In the Sedra this week we see the completion of the Mishkan; the long story of whose construction had been set out in Terumah, Tetzevah, Vayakhel and Pekudei; described as God’s command to Moses.

וַיְכַ֥ס הֶֽעָנָ֖ן אֶת־אֹ֣הֶל מוֹעֵ֑ד וּכְב֣וֹד יְהֹוָ֔ה מָלֵ֖א אֶת־הַמִּשְׁכָּֽן:
And the cloud covered the Tent of Meeting, and the glory of the Lord filled the Mishkan.

The next word in the Torah, after this final passage of Exodus is Vayikra, which is the title of the third Book of the Torah. The sequel to Exodus is not the romance that we read in Exodus it is Vayikra; it is about life’s day-to-day routine of rituals.

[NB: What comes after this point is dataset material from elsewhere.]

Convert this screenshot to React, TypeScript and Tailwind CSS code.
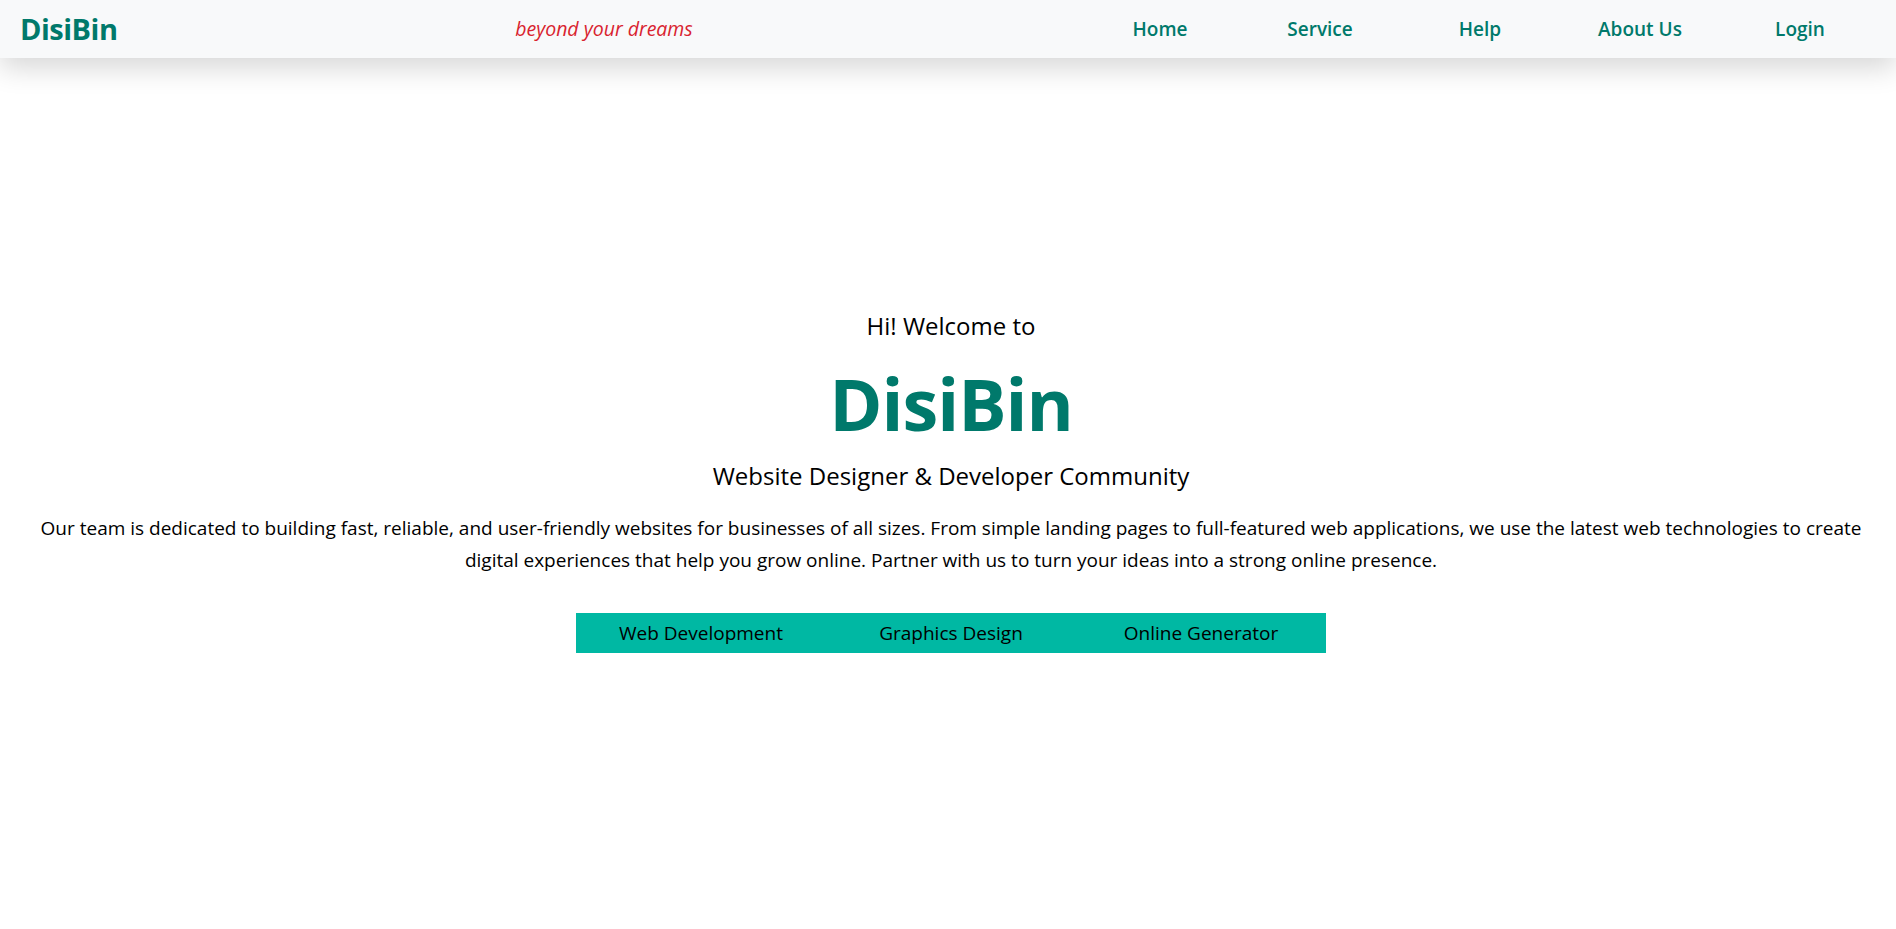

How did the people come to terms with what they had just built? The Tent of Meeting was covered in cloud and this would only rise up when it was time to move on. Was it a fear of the presence of God or was it awe? Generations later Solomon will dedicate the Temple, saying,

The Lord has chosen to abide in a thick cloud

In his book “God in Search of Man,” Abraham Joshua Heschel wrote

The meaning of awe is to realise that life takes place under wide horizons, horizons that range beyond the span of an individual life or even the life of a nation, a generation, or an era.

We are sometimes called “the People of the Book”. Over the generations the Mishkan has gone and so are both Temples. A book is far less vulnerable than a Temple. Its destruction is not the end of its contents. We always carried the Torah with us. Although we embraced printing, the Torah is still kept safely covered by a mantle, within an “Aron”, also covered with the curtains of the Parochet. It is always written by human hands.

Tradition tells us that Moses composed Psalm 90; ‘A Prayer for Moses’

Establish thou the work of our hands

Immediately after the final verse of Shemot, the book of Exodus, is read we will call out to the reader, “Hazak, hazak, venit-hazek”, translated as,

Be strong, be strong, and we will take strength from you

Bereishit began with an act of divine creation. Sefer Shemot ends with an act of human creation. The challenge we face is to pass all this on.